Download Source: http://cross-lfs.org/~cosmo/wiki_files/logrotate-3.7.4.tar.gz

Introduction to Logrotate

Logrotate is a utility for automatically rotating log files. Logrotate use a configuration file to determine the conditions that must be satisfied to rotate a log file.
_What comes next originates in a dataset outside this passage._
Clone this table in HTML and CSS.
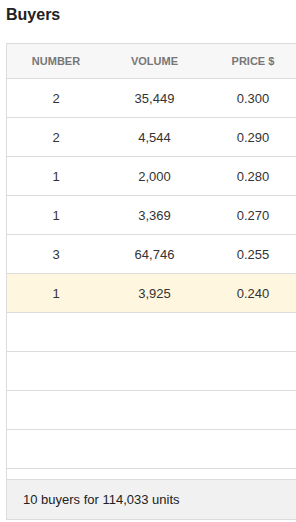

Logrotate can be run manually, but would typically be run as a cron job.

Project Homepage: Unknown

Dependencies

Required

Recommended

Non-Multilib

Compile the package:

make

Install the package:

make install

Multilib

This package does not install any libraries so only one installation is needed.

32bit

Compile the package:

make CC="gcc ${BUILD32}"

Install the package:

make install

N32

Compile the package:

make CC="gcc ${BUILDN32}"

Install the package:

make install

64bit

Compile the package:

make CC="gcc ${BUILD64}"

Install the package:

make install

Configuring

Create the logrotate configuration file.

cat >> /etc/logrotate.conf << EOF
# Begin of /etc/logrotate.conf

# Rotate log files weekly.
weekly

# Send mail to no one.
nomail

# If the log file is empty, it do not rotate it.
notifempty

# Number of backups that will be kept.
# This will keep the 2 newest backups only.
rotate 2

# Create new empty files after rotating the old ones
# This will create empty log files, with owner
# set to root, group set to root, and permissions 644.
create 0664 root root

# Compress the backups with gzip.
compress

# RPM packages drop log rotation info in this directory.
# Uncomment if you use RPM packages.
# include /etc/logrotate.d

# End of /etc/logrotate.conf
EOF

Add each of the log files in /var/log to /etc/logrotate.conf to be rotated if they exceed 100K in size:

for logfile in $(find /var/log/*.log -type f); do
  echo $logfile {>> /etc/logrotate.conf
  echo # If the log file is larger than 100kb, rotate it >> /etc/logrotate.conf
  echo  	size=100k >> /etc/logrotate.conf
  echo } >> /etc/logrotate.conf
  echo "">> /etc/logrotate.conf
done

Cron Job

Assuming you have Fcron installed, create a cron job:

cat >> /etc/fcrontab << EOF
  0 12 * * * 0 	/usr/sbin/logrotate /etc/logrotate.conf
EOF

Contents

Installed Directories: None
Installed Programs: logrotate
Installed Libraries: None
Symlinks: None

Short Descriptions

logrotate is a utility that rotates and optionally compresses old log files.